Students will also notice that behavioral health is a frequent topic of conversation. They’ll experience regular visits to their school building’s Chill Room and they’ll be free to request a visit there when they need one. But they probably won’t realize just how fully their teachers have been trained in the science of behavioral health. And they won’t realize how many organizations (including local healthcare provider AHN and even the Pittsburgh Pirates) have been involved in staffing and funding the permanent and mobile Chill Rooms that now pop up around the Pittsburgh region.

Northgate wasn’t the first district in our region to implement the Chill program, says superintendent Dr. Caroline Johns, but they were the first to put it in all buildings in their district. This creates an uncommon continuity: In many districts, mental health support is provided by a counselor who drops in at several buildings during each day, or is in a particular building only on certain days.

The Chill program has become a favorite of students throughout the Northgate district.

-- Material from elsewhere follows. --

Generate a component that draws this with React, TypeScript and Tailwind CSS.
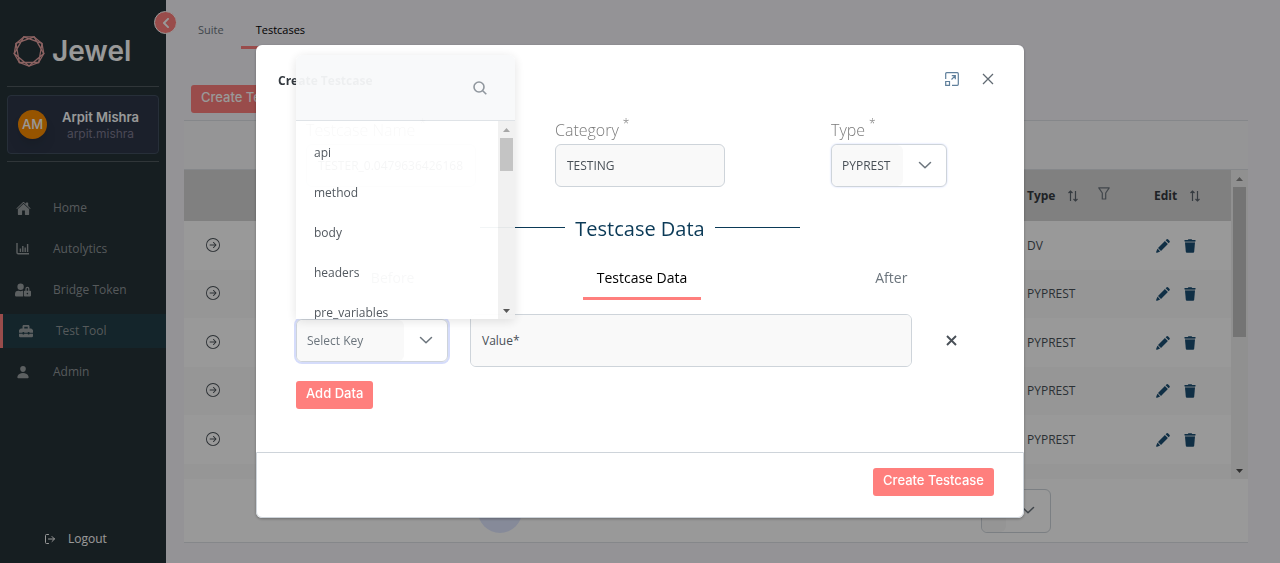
import React from "react";
import { FaUserLock, FaToolbox, FaChevronLeft } from "react-icons/fa";
import { IoPerson, IoHome } from "react-icons/io5";
import { FiLogOut } from "react-icons/fi";
import { BsArrowRightCircle } from "react-icons/bs";

const sans = "font-['Open_Sans','Noto_Sans',sans-serif]";
const round = "font-['Inter',sans-serif]";

function JewelLogo() {
  const n = 9;
  const pts = Array.from({ length: n }, (_, i) => {
    const a = ((i * 360) / n - 70) * (Math.PI / 180);
    return [16 + 15 * Math.cos(a), 16 + 15 * Math.sin(a)];
  });
  const path = (step: number) =>
    pts.map((_, i) => pts[(i * step) % n].map((v) => v.toFixed(2)).join(",")).join(" ");
  return (
    <svg viewBox="0 0 32 32" className="size-8 shrink-0" fill="none" stroke="#e8a3a2" strokeWidth="1.3" aria-hidden="true">
      <polygon points={path(1)} />
      <polygon points={path(2)} />
    </svg>
  );
}

function ChartIcon() {
  return (
    <svg viewBox="0 0 14 12" className="h-3 w-3.5" fill="none" stroke="currentColor" aria-hidden="true">
      <path d="M1 0v9.5q0 1.2 1.2 1.2H13" strokeWidth="1.4" />
      <path d="M4.4 9V5.5M6.8 9V3M9.2 9V4.5M11.6 9V1" strokeWidth="1.4" />
    </svg>
  );
}

function SortIcon() {
  return (
    <svg viewBox="0 0 12 12" className="size-3" fill="none" stroke="#5b646d" strokeWidth="1.2" aria-hidden="true">
      <path d="M3.5 11V1M1.500 3 3.5 1l2 2M8.500 1v10M6.500 9l2 2 2-2" />
    </svg>
  );
}

function FilterIcon() {
  return (
    <svg viewBox="0 0 12 13" className="h-[13px] w-3" fill="none" stroke="#6c757d" strokeWidth="1.2" aria-hidden="true">
      <path d="M.8.8h10.4L7.7 6v6H4.3V6z" strokeLinejoin="round" />
    </svg>
  );
}

function PencilIcon() {
  return (
    <svg viewBox="0 0 14 14" className="size-3.5" fill="#1c4f73" aria-hidden="true">
      <path d="M9.6 1.3 12.6 4.3 13.4 3.5a1.3 1.3 0 0 0 0-1.8L12.2.5a1.3 1.3 0 0 0-1.8 0z" />
      <path d="M8.9 2 11.9 5 5 11.9 2 8.9z" />
      <path d="M1.5 9.6.2 12.8q-.3 1.2 1 .9l3.1-1.2-.9-.6-.3-1.1-1-.2z" />
    </svg>
  );
}

function TrashIcon() {
  return (
    <svg viewBox="0 0 12 14" className="h-3.5 w-3" fill="#1c4f73" aria-hidden="true">
      <path d="M.5 1h3.3L4.4.3h3.2l.6.7h3.3v1.4H.5z" />
      <path d="M1 3.4h10l-.8 9.3q-.1 1-1.1 1H2.9q-1 0-1.1-1z" />
      <path d="M1 2.4h10v1H1z" opacity=".5" />
    </svg>
  );
}

function Chevron() {
  return (
    <svg viewBox="0 0 14 14" className="size-3.5" fill="none" stroke="#6c757d" strokeWidth="1.5" aria-hidden="true">
      <path d="M1.500 3.500 7 8.800l5.500-5.300" strokeLinecap="round" strokeLinejoin="round" />
    </svg>
  );
}

function Scrollbar({ thumb, dim }: { thumb: string; dim?: boolean }) {
  return (
    <div className="flex w-[17px] shrink-0 flex-col items-center bg-[#f1f1f1]" aria-hidden="true">
      <svg viewBox="0 0 17 17" className="size-[17px]" fill={dim ? "#8b8b8b" : "#a3a3a3"}>
        <path d="M5 11h7L8.500 7z" />
      </svg>
      <div className={`w-[13px] bg-[#c1c1c1] ${thumb}`} />
      <svg viewBox="0 0 17 17" className="mt-auto size-[17px]" fill="#505050">
        <path d="M5 7h7l-3.500 4z" />
      </svg>
    </div>
  );
}

const navItems = [
  { label: "Home", icon: <IoHome size={15} /> },
  { label: "Autolytics", icon: <ChartIcon /> },
  { label: "Bridge Token", icon: <FaUserLock size={16} /> },
  { label: "Test Tool", icon: <FaToolbox size={14} />, active: true },
  { label: "Admin", icon: <IoPerson size={14} /> },
];

function Sidebar() {
  return (
    <aside className="relative flex w-[166px] shrink-0 flex-col bg-[#263238]">
      <button
        aria-label="Collapse menu"
        className="absolute top-[11px] -right-[11px] flex size-[23px] items-center justify-center rounded-full border border-white bg-[#ff7f7d] text-white"
      >
        <FaChevronLeft size={12} />
      </button>
      <div className="flex flex-col px-[7px]">
        <div className={`flex h-[86px] items-center gap-[7px] pt-4 pl-1.5 ${round}`}>
          <JewelLogo />
          <span className="text-[28px] font-semibold text-white">Jewel</span>
        </div>
        <hr className="border-[#515b60]" />
        <div className={`mt-2 mb-[7px] flex h-[59px] items-center rounded-sm border border-[#414f60] bg-[#2d3648] pr-1 pl-2.5 ${round}`}>
          <div className="flex size-[29px] items-center justify-center rounded-full bg-[#fb8c00] text-[13px] font-medium text-white shadow-lg">
            AM
          </div>
          <div className="flex flex-1 flex-col items-center leading-[18px]">
            <span className="text-[13px] font-semibold text-white">Arpit Mishra</span>
            <span className="text-xs text-[#7d7b91]">arpit.mishra</span>
          </div>
        </div>
        <hr className="border-[#515b60]" />
      </div>
      <nav className="mt-[29px] flex flex-col gap-[7px]">
        {navItems.map((item) => (
          <a
            key={item.label}
            href="#"
            className={`flex h-[34px] items-center text-xs text-[#8f9698] ${
              item.active ? "border-l-[3px] border-[#ff7f7d] bg-[#223e48]" : ""
            }`}
          >
            <span className="ml-3.5 flex w-[18px] justify-center text-[#9aa0a2]">{item.icon}</span>
            <span className="ml-[21px]">{item.label}</span>
          </a>
        ))}
      </nav>
      <button className="mt-auto flex h-12 items-center gap-3 pl-11 text-xs text-white">
        <FiLogOut size={12} />
        Logout
      </button>
    </aside>
  );
}

const rows = ["DV", "PYPREST", "PYPREST", "PYPREST", "PYPREST", ""];

function TestcasePage() {
  return (
    <main className="flex min-w-0 flex-1 flex-col bg-[#f7f5fb] pr-8 pl-[18px]">
      <div className="flex h-[49px] text-[11px] font-medium" role="tablist">
        <button role="tab" aria-selected={false} className="px-3.5 pt-3.5 pb-0.5 text-[#6c757d]">
          Suite
        </button>
        <button role="tab" aria-selected className="ml-[3px] border-b-[3px] border-[#ff7f7d] px-[15px] pt-[15px] text-black">
          Testcases
        </button>
      </div>
      <div className="flex pt-9 pb-[7px] pl-[7px]">
        <button className={`h-7 rounded-[3px] bg-[#ff7f7d] px-2.5 pb-0.5 text-[13px] font-medium text-white ${round}`}>
          Create Testcase
        </button>
      </div>
      <section className="border-y border-[#dee2e6] bg-white">
        <div className="h-[49px] border-b border-[#dee2e6] bg-[#f8f9fa]" />
        <div className="flex h-[309px] overflow-hidden">
          <table className="w-full flex-1 table-fixed self-start text-left text-xs text-[#495057]">
            <colgroup>
              <col />
              <col className="w-[127px]" />
              <col className="w-[77px]" />
            </colgroup>
            <thead>
              <tr className="h-[51px] bg-[#d5d5d5] text-[#343a40]">
                <th aria-label="Run" />
                <th className="font-bold">
                  <span className="flex items-center">
                    Type
                    <span className="ml-3"><SortIcon /></span>
                    <span className="mb-1 ml-[19px]"><FilterIcon /></span>
                  </span>
                </th>
                <th className="font-bold">
                  <span className="flex items-center gap-3">
                    Edit <SortIcon />
                  </span>
                </th>
              </tr>
            </thead>
            <tbody>
              {rows.map((type, i) => (
                <tr key={i} className="h-12 bg-white odd:h-[49px] even:bg-[#fbfbfb]">
                  <td className="pb-0.5 pl-[22px]">
                    <button aria-label="Run testcase" className="flex"><BsArrowRightCircle size={14} /></button>
                  </td>
                  <td>{type}</td>
                  <td>
                    <span className="flex gap-3.5 pl-0.5">
                      <button aria-label="Edit testcase"><PencilIcon /></button>
                      <button aria-label="Delete testcase"><TrashIcon /></button>
                    </span>
                  </td>
                </tr>
              ))}
            </tbody>
          </table>
          <Scrollbar thumb="h-[150px]" dim />
        </div>
        <div className="flex h-[63px] items-center">
          <div className="ml-[294px] size-11 rounded-full bg-[#e0e7ff]" />
          <div className="mr-[197px] ml-auto flex h-11 w-[70px] items-center rounded-md border border-[#ced4da] bg-white">
            <span className="h-full w-6 rounded-md bg-[#f9f9f9]" />
            <span className="flex flex-1 justify-center"><Chevron /></span>
          </div>
        </div>
      </section>
    </main>
  );
}

function Label({ htmlFor, children }: { htmlFor: string; children: React.ReactNode }) {
  return (
    <label htmlFor={htmlFor} className="mb-0.5 flex h-[25px] items-center gap-1 text-base font-light text-[#7b7b7b]">
      {children}
      <span className="self-start text-xs leading-[14px]">*</span>
    </label>
  );
}

const keys = ["api", "method", "body", "headers", "pre_variables"];

function KeyPanel() {
  return (
    <div className="absolute bottom-full left-0 flex w-[219px] flex-col rounded-t-md bg-white opacity-95 shadow-[0_2px_12px_rgba(0,0,0,0.12)]">
      <div className="flex h-[66px] items-center justify-end rounded-t-md border-b border-[#dee2e6] bg-[#f8f9fa] pr-7">
        <svg viewBox="0 0 14 14" className="size-3.5" fill="none" stroke="#8b9299" strokeWidth="1.6" aria-hidden="true">
          <circle cx="6" cy="6" r="5" />
          <path d="m9.700 9.700 3.600 3.600" />
        </svg>
      </div>
      <div className="flex h-[198px] overflow-hidden">
        <ul className="flex-1 pt-3 text-xs text-[#495057]">
          {keys.map((k) => (
            <li key={k} className="flex h-10 items-center px-[18px]">{k}</li>
          ))}
        </ul>
        <Scrollbar thumb="h-[33px]" />
      </div>
    </div>
  );
}

function CreateDialog() {
  const field = "h-[43px] rounded-md border border-[#ced4da] bg-[#f9f9f9] px-[11px] text-xs text-[#495057]";
  return (
    <div className="fixed inset-0 flex items-center justify-center bg-black/40">
      <div role="dialog" aria-label="Create Testcase" className="w-3/5 rounded-md bg-white shadow-[0_1px_3px_rgba(0,0,0,0.3)]">
        <header className="flex h-[72px] items-center pl-[22px] text-xs">
          <h2 className="flex-1 font-bold text-[#343a40]">Create Testcase</h2>
          <div className="mr-[30px] flex items-center gap-[23px] pb-1">
            <button aria-label="Maximize">
              <svg viewBox="0 0 14 14" className="size-3.5" fill="none" stroke="#5f7f9b" strokeWidth="1.2" aria-hidden="true">
                <path d="M.7 7V1.700q0-1 1-1h10.600q1 0 1 1v10.600q0 1-1 1H7M6.500 7.500l3.800-3.800M6.800 3.700h3.500v3.500M.7 9.500h3.800v3.800H.7z" />
              </svg>
            </button>
            <button aria-label="Close">
              <svg viewBox="0 0 12 12" className="size-3" fill="none" stroke="#616a73" strokeWidth="1.300" aria-hidden="true">
                <path d="m1 1 10 10M11 1 1 11" />
              </svg>
            </button>
          </div>
        </header>
        <div className="grid grid-cols-[249fr_276fr_193fr] pl-[50px]">
          <div className="flex flex-col">
            <Label htmlFor="tc-name">Testcase Name</Label>
            <input id="tc-name" defaultValue="TESTER_0.0479636426168" className={`${field} w-[170px]`} />
          </div>
          <div className="flex flex-col">
            <Label htmlFor="tc-category">Category</Label>
            <input id="tc-category" defaultValue="TESTING" className={`${field} w-[170px]`} />
          </div>
          <div className="flex flex-col">
            <Label htmlFor="tc-type">Type</Label>
            <div className="flex h-[43px] w-[116px] items-center rounded-md border border-[#ced4da] shadow-[0_0_2px_#c7d2fe]">
              <select id="tc-type" className="h-full w-[71px] appearance-none rounded-md bg-[#f9f9f9] pl-2.5 text-xs text-[#495057]">
                <option>PYPREST</option>
              </select>
              <span className="flex flex-1 justify-center"><Chevron /></span>
            </div>
          </div>
        </div>
        <div className="mt-[26px] flex h-8 items-center justify-center gap-2.5 text-[#0b3a57]">
          <span className="mb-1 h-px w-[85px] bg-[#0b3a57]" />
          <h3 className="text-xl leading-8">Testcase Data</h3>
          <span className="mb-1 h-px w-[85px] bg-[#0b3a57]" />
        </div>
        <div role="tablist" className="mt-[11px] mr-2 ml-3 grid grid-cols-3 justify-items-center text-sm font-medium">
          <button role="tab" aria-selected={false} className="h-11 px-3.5 text-[#6c757d]">Before</button>
          <button role="tab" aria-selected className="h-11 border-b-[3px] border-[#ff7f7d] px-3.5 pt-[3px] text-black">Testcase Data</button>
          <button role="tab" aria-selected={false} className="h-11 px-3.5 text-[#6c757d]">After</button>
        </div>
        <div className="mt-3.5 flex items-center px-10">
          <div className="relative w-[152px]">
            <div className="flex h-[43px] items-center rounded-md border border-[#ced4da] ring-2 ring-[#d5dcfb]">
              <select aria-label="Select Key" className="h-full w-[107px] appearance-none rounded-md bg-[#f9f9f9] pl-2.5 text-xs text-[#6c757d]">
                <option>Select Key</option>
              </select>
              <span className="flex flex-1 justify-center"><Chevron /></span>
            </div>
            <KeyPanel />
          </div>
          <textarea
            aria-label="Value"
            placeholder="Value*"
            className="ml-[22px] block h-[53px] flex-1 resize-none rounded-md border border-[#ced4da] bg-[#f9f9f9] px-[11px] py-[17px] text-xs leading-[18px] placeholder:text-[#495057]"
          />
          <button aria-label="Remove row" className="mr-[27px] ml-[34px]">
            <svg viewBox="0 0 11 11" className="size-[11px]" fill="none" stroke="#495057" strokeWidth="1.900" aria-hidden="true">
              <path d="m1 1 9 9M10 1 1 10" />
            </svg>
          </button>
        </div>
        <div className={`px-10 pt-3.5 pb-[43px] ${round}`}>
          <button className="block h-7 rounded-[3px] bg-[#ff7f7d] px-2.5 pb-0.5 text-[13px] font-medium text-white">Add Data</button>
        </div>
        <footer className={`flex justify-end rounded-b-md border border-[#ced4da] px-[29px] pt-[15px] pb-[21px] ${round}`}>
          <button className="block h-7 rounded-[3px] bg-[#ff7f7d] px-2.5 pb-0.5 text-[13px] font-medium text-white">Create Testcase</button>
        </footer>
      </div>
    </div>
  );
}

export default function App() {
  return (
    <div className={`flex min-h-screen ${sans}`}>
      <Sidebar />
      <TestcasePage />
      <CreateDialog />
    </div>
  );
}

“Our Chill folks are here every single day, all day. They’re part of our faculty. They’re part of the flow of the building. So the kids see them in the hallway. There are opportunities to talk to teachers. There are opportunities for them to interact with the life of the building” says Dr. Chris Caton, the district’s director of curriculum and assessment. “That’s really important because they can understand the context of our students in a way that otherwise wouldn’t be possible.”

Life for kids in Northgate schools also includes enrichment time each day. Some days, a child may work one-on-one with a teacher. On other days they might use digital tools independently, working at their own pace while a classmate works one-on-one with the teacher. Since this enrichment time is built into every day, kids who need extra support in subjects like reading aren’t being pulled out of class or singled out.

Beyond the standard professional development training, Northgate teachers receive training in the science of reading. Photo courtesy of Northgate School District.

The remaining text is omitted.